Print the listing in its entirety and exactly, leaving out images.
——————————
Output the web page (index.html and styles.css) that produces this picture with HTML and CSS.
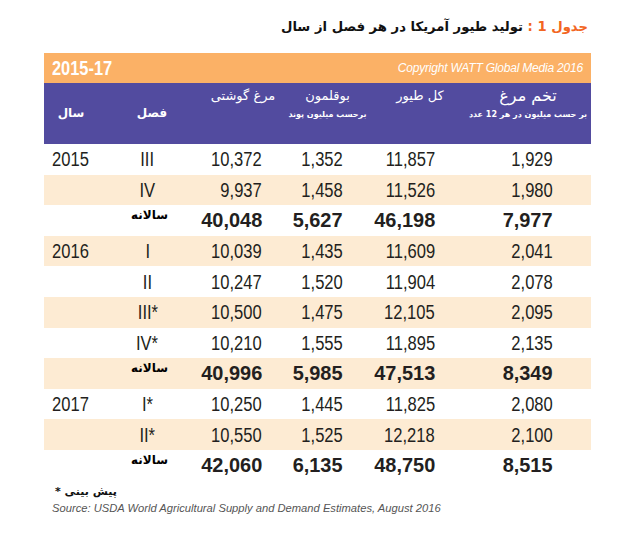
FILE: index.html
```html
<!DOCTYPE html>
<html lang="fa">
<head>
<meta charset="utf-8">
<title>جدول 1</title>
<link rel="stylesheet" href="styles.css">
</head>
<body>
<div class="page">
  <h1 class="title" dir="rtl"><span class="lbl">جدول 1 :</span> تولید طیور آمریکا در هر فصل از سال</h1>
  <div class="table">
    <div class="band">
      <span class="range">2015-17</span>
      <span class="copy">Copyright WATT Global Media 2016</span>
    </div>
    <div class="head">
      <div class="hc"><span class="low">سال</span></div>
      <div class="hc"><span class="low">فصل</span></div>
      <div class="hc"><span class="top">مرغ گوشتی</span></div>
      <div class="hc"><span class="top">بوقلمون</span><span class="sub">برحسب میلیون پوند</span></div>
      <div class="hc"><span class="top">کل طیور</span></div>
      <div class="hc egg"><span class="top big">تخم مرغ</span><span class="sub">بر حسب میلیون در هر 12 عدد</span></div>
    </div>
    <div class="row"><span class="c yr"><i>2015</i></span><span class="c q"><i>III</i></span><span class="c n"><i>10,372</i></span><span class="c n"><i>1,352</i></span><span class="c n"><i>11,857</i></span><span class="c n"><i>1,929</i></span></div>
    <div class="row alt"><span class="c yr"></span><span class="c q"><i>IV</i></span><span class="c n"><i>9,937</i></span><span class="c n"><i>1,458</i></span><span class="c n"><i>11,526</i></span><span class="c n"><i>1,980</i></span></div>
    <div class="row tot"><span class="c yr"></span><span class="ann">سالانه</span><span class="c n"><i>40,048</i></span><span class="c n"><i>5,627</i></span><span class="c n"><i>46,198</i></span><span class="c n"><i>7,977</i></span></div>
    <div class="row alt"><span class="c yr"><i>2016</i></span><span class="c q"><i>I</i></span><span class="c n"><i>10,039</i></span><span class="c n"><i>1,435</i></span><span class="c n"><i>11,609</i></span><span class="c n"><i>2,041</i></span></div>
    <div class="row"><span class="c yr"></span><span class="c q"><i>II</i></span><span class="c n"><i>10,247</i></span><span class="c n"><i>1,520</i></span><span class="c n"><i>11,904</i></span><span class="c n"><i>2,078</i></span></div>
    <div class="row alt"><span class="c yr"></span><span class="c q"><i>III*</i></span><span class="c n"><i>10,500</i></span><span class="c n"><i>1,475</i></span><span class="c n"><i>12,105</i></span><span class="c n"><i>2,095</i></span></div>
    <div class="row"><span class="c yr"></span><span class="c q"><i>IV*</i></span><span class="c n"><i>10,210</i></span><span class="c n"><i>1,555</i></span><span class="c n"><i>11,895</i></span><span class="c n"><i>2,135</i></span></div>
    <div class="row alt tot"><span class="c yr"></span><span class="ann">سالانه</span><span class="c n"><i>40,996</i></span><span class="c n"><i>5,985</i></span><span class="c n"><i>47,513</i></span><span class="c n"><i>8,349</i></span></div>
    <div class="row"><span class="c yr"><i>2017</i></span><span class="c q"><i>I*</i></span><span class="c n"><i>10,250</i></span><span class="c n"><i>1,445</i></span><span class="c n"><i>11,825</i></span><span class="c n"><i>2,080</i></span></div>
    <div class="row alt"><span class="c yr"></span><span class="c q"><i>II*</i></span><span class="c n"><i>10,550</i></span><span class="c n"><i>1,525</i></span><span class="c n"><i>12,218</i></span><span class="c n"><i>2,100</i></span></div>
    <div class="row tot"><span class="c yr"></span><span class="ann">سالانه</span><span class="c n"><i>42,060</i></span><span class="c n"><i>6,135</i></span><span class="c n"><i>48,750</i></span><span class="c n"><i>8,515</i></span></div>
  </div>
  <div class="note" dir="rtl">پیش بینی *</div>
  <div class="source">Source: USDA World Agricultural Supply and Demand Estimates, August 2016</div>
</div>
</body>
</html>
```
FILE: styles.css
```css
html, body {
  margin: 0;
  padding: 0;
  background: #ffffff;
}
.page {
  width: 628px;
  height: 538px;
  padding-top: 17px;
  box-sizing: border-box;
  font-family: "Liberation Sans", Arial, sans-serif;
  color: #231f20;
}
.title {
  margin: 0 40px 16px 0;
  font-family: "DejaVu Sans", sans-serif;
  font-size: 13.2px;
  line-height: 20px;
  font-weight: bold;
  color: #111;
  text-align: right;
}
.title .lbl {
  color: #f26522;
}
.table {
  margin-left: 44px;
  width: 547px;
}
.band {
  height: 30px;
  background: #fbb166;
  display: flex;
  align-items: center;
  justify-content: space-between;
  padding: 0 8px;
  color: #fff;
}
.range {
  display: inline-block;
  font-size: 20px;
  font-weight: bold;
  transform: scaleX(0.82);
  transform-origin: left center;
}
.copy {
  font-style: italic;
  font-size: 12px;
  letter-spacing: -0.2px;
}
.head {
  height: 61px;
  background: #524b9f;
  display: grid;
  grid-template-columns: 54px 108px 74px 95px 90px 126px;
  color: #fff;
  font-family: "DejaVu Sans", sans-serif;
}
.hc {
  display: flex;
  flex-direction: column;
  align-items: center;
  padding-top: 4px;
  white-space: nowrap;
}
.hc .top {
  font-size: 13px;
  line-height: 18px;
}
.hc .big {
  font-size: 16px;
  line-height: 18px;
}
.hc .sub {
  font-size: 8px;
  line-height: 14px;
  font-weight: bold;
  margin-top: 3px;
}
.hc .low {
  font-size: 12px;
  font-weight: bold;
  line-height: 18px;
  margin-top: 17px;
}
.row {
  height: 30.6px;
  display: grid;
  grid-template-columns: 76px 55px 87px 81px 92px 118px 38px;
  align-items: center;
  font-size: 19.5px;
  line-height: 22px;
}
.row.alt {
  background: #fdebd3;
}
.c i {
  display: inline-block;
  font-style: normal;
  transform: scaleX(0.85);
}
.yr {
  padding-left: 8px;
}
.yr i {
  transform-origin: left center;
}
.q {
  text-align: center;
}
.n {
  text-align: right;
}
.n i {
  transform-origin: right center;
}
.tot .n {
  font-weight: bold;
  font-size: 21px;
}
.tot .n i {
  transform: scaleX(0.95);
}
.ann {
  align-self: start;
  padding-top: 3px;
  text-align: right;
  padding-right: 7px;
  font-family: "DejaVu Sans", sans-serif;
  font-weight: bold;
  font-size: 12px;
  line-height: 14px;
  color: #000;
}
.note {
  margin: 3px 0 0 55px;
  display: inline-block;
  font-family: "DejaVu Sans", sans-serif;
  font-weight: bold;
  font-size: 11px;
  line-height: 16px;
  color: #111;
}
.source {
  margin: 0 0 0 52px;
  font-style: italic;
  font-size: 11.2px;
  line-height: 16px;
  color: #555;
}
```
——————————
▶ _Task output_:
Output the web page (index.html and styles.css) that produces this picture with HTML and CSS.
FILE: index.html
```html
<!DOCTYPE html>
<html lang="fa">
<head>
<meta charset="utf-8">
<title>جدول 1</title>
<link rel="stylesheet" href="styles.css">
</head>
<body>
<div class="page">
  <h1 class="title" dir="rtl"><span class="lbl">جدول 1 :</span> تولید طیور آمریکا در هر فصل از سال</h1>
  <div class="table">
    <div class="band">
      <span class="range">2015-17</span>
      <span class="copy">Copyright WATT Global Media 2016</span>
    </div>
    <div class="head">
      <div class="hc"><span class="low">سال</span></div>
      <div class="hc"><span class="low">فصل</span></div>
      <div class="hc"><span class="top">مرغ گوشتی</span></div>
      <div class="hc"><span class="top">بوقلمون</span><span class="sub">برحسب میلیون پوند</span></div>
      <div class="hc"><span class="top">کل طیور</span></div>
      <div class="hc egg"><span class="top big">تخم مرغ</span><span class="sub">بر حسب میلیون در هر 12 عدد</span></div>
    </div>
    <div class="row"><span class="c yr"><i>2015</i></span><span class="c q"><i>III</i></span><span class="c n"><i>10,372</i></span><span class="c n"><i>1,352</i></span><span class="c n"><i>11,857</i></span><span class="c n"><i>1,929</i></span></div>
    <div class="row alt"><span class="c yr"></span><span class="c q"><i>IV</i></span><span class="c n"><i>9,937</i></span><span class="c n"><i>1,458</i></span><span class="c n"><i>11,526</i></span><span class="c n"><i>1,980</i></span></div>
    <div class="row tot"><span class="c yr"></span><span class="ann">سالانه</span><span class="c n"><i>40,048</i></span><span class="c n"><i>5,627</i></span><span class="c n"><i>46,198</i></span><span class="c n"><i>7,977</i></span></div>
    <div class="row alt"><span class="c yr"><i>2016</i></span><span class="c q"><i>I</i></span><span class="c n"><i>10,039</i></span><span class="c n"><i>1,435</i></span><span class="c n"><i>11,609</i></span><span class="c n"><i>2,041</i></span></div>
    <div class="row"><span class="c yr"></span><span class="c q"><i>II</i></span><span class="c n"><i>10,247</i></span><span class="c n"><i>1,520</i></span><span class="c n"><i>11,904</i></span><span class="c n"><i>2,078</i></span></div>
    <div class="row alt"><span class="c yr"></span><span class="c q"><i>III*</i></span><span class="c n"><i>10,500</i></span><span class="c n"><i>1,475</i></span><span class="c n"><i>12,105</i></span><span class="c n"><i>2,095</i></span></div>
    <div class="row"><span class="c yr"></span><span class="c q"><i>IV*</i></span><span class="c n"><i>10,210</i></span><span class="c n"><i>1,555</i></span><span class="c n"><i>11,895</i></span><span class="c n"><i>2,135</i></span></div>
    <div class="row alt tot"><span class="c yr"></span><span class="ann">سالانه</span><span class="c n"><i>40,996</i></span><span class="c n"><i>5,985</i></span><span class="c n"><i>47,513</i></span><span class="c n"><i>8,349</i></span></div>
    <div class="row"><span class="c yr"><i>2017</i></span><span class="c q"><i>I*</i></span><span class="c n"><i>10,250</i></span><span class="c n"><i>1,445</i></span><span class="c n"><i>11,825</i></span><span class="c n"><i>2,080</i></span></div>
    <div class="row alt"><span class="c yr"></span><span class="c q"><i>II*</i></span><span class="c n"><i>10,550</i></span><span class="c n"><i>1,525</i></span><span class="c n"><i>12,218</i></span><span class="c n"><i>2,100</i></span></div>
    <div class="row tot"><span class="c yr"></span><span class="ann">سالانه</span><span class="c n"><i>42,060</i></span><span class="c n"><i>6,135</i></span><span class="c n"><i>48,750</i></span><span class="c n"><i>8,515</i></span></div>
  </div>
  <div class="note" dir="rtl">پیش بینی *</div>
  <div class="source">Source: USDA World Agricultural Supply and Demand Estimates, August 2016</div>
</div>
</body>
</html>
```
FILE: styles.css
```css
html, body {
  margin: 0;
  padding: 0;
  background: #ffffff;
}
.page {
  width: 628px;
  height: 538px;
  padding-top: 17px;
  box-sizing: border-box;
  font-family: "Liberation Sans", Arial, sans-serif;
  color: #231f20;
}
.title {
  margin: 0 40px 16px 0;
  font-family: "DejaVu Sans", sans-serif;
  font-size: 13.2px;
  line-height: 20px;
  font-weight: bold;
  color: #111;
  text-align: right;
}
.title .lbl {
  color: #f26522;
}
.table {
  margin-left: 44px;
  width: 547px;
}
.band {
  height: 30px;
  background: #fbb166;
  display: flex;
  align-items: center;
  justify-content: space-between;
  padding: 0 8px;
  color: #fff;
}
.range {
  display: inline-block;
  font-size: 20px;
  font-weight: bold;
  transform: scaleX(0.82);
  transform-origin: left center;
}
.copy {
  font-style: italic;
  font-size: 12px;
  letter-spacing: -0.2px;
}
.head {
  height: 61px;
  background: #524b9f;
  display: grid;
  grid-template-columns: 54px 108px 74px 95px 90px 126px;
  color: #fff;
  font-family: "DejaVu Sans", sans-serif;
}
.hc {
  display: flex;
  flex-direction: column;
  align-items: center;
  padding-top: 4px;
  white-space: nowrap;
}
.hc .top {
  font-size: 13px;
  line-height: 18px;
}
.hc .big {
  font-size: 16px;
  line-height: 18px;
}
.hc .sub {
  font-size: 8px;
  line-height: 14px;
  font-weight: bold;
  margin-top: 3px;
}
.hc .low {
  font-size: 12px;
  font-weight: bold;
  line-height: 18px;
  margin-top: 17px;
}
.row {
  height: 30.6px;
  display: grid;
  grid-template-columns: 76px 55px 87px 81px 92px 118px 38px;
  align-items: center;
  font-size: 19.5px;
  line-height: 22px;
}
.row.alt {
  background: #fdebd3;
}
.c i {
  display: inline-block;
  font-style: normal;
  transform: scaleX(0.85);
}
.yr {
  padding-left: 8px;
}
.yr i {
  transform-origin: left center;
}
.q {
  text-align: center;
}
.n {
  text-align: right;
}
.n i {
  transform-origin: right center;
}
.tot .n {
  font-weight: bold;
  font-size: 21px;
}
.tot .n i {
  transform: scaleX(0.95);
}
.ann {
  align-self: start;
  padding-top: 3px;
  text-align: right;
  padding-right: 7px;
  font-family: "DejaVu Sans", sans-serif;
  font-weight: bold;
  font-size: 12px;
  line-height: 14px;
  color: #000;
}
.note {
  margin: 3px 0 0 55px;
  display: inline-block;
  font-family: "DejaVu Sans", sans-serif;
  font-weight: bold;
  font-size: 11px;
  line-height: 16px;
  color: #111;
}
.source {
  margin: 0 0 0 52px;
  font-style: italic;
  font-size: 11.2px;
  line-height: 16px;
  color: #555;
}
```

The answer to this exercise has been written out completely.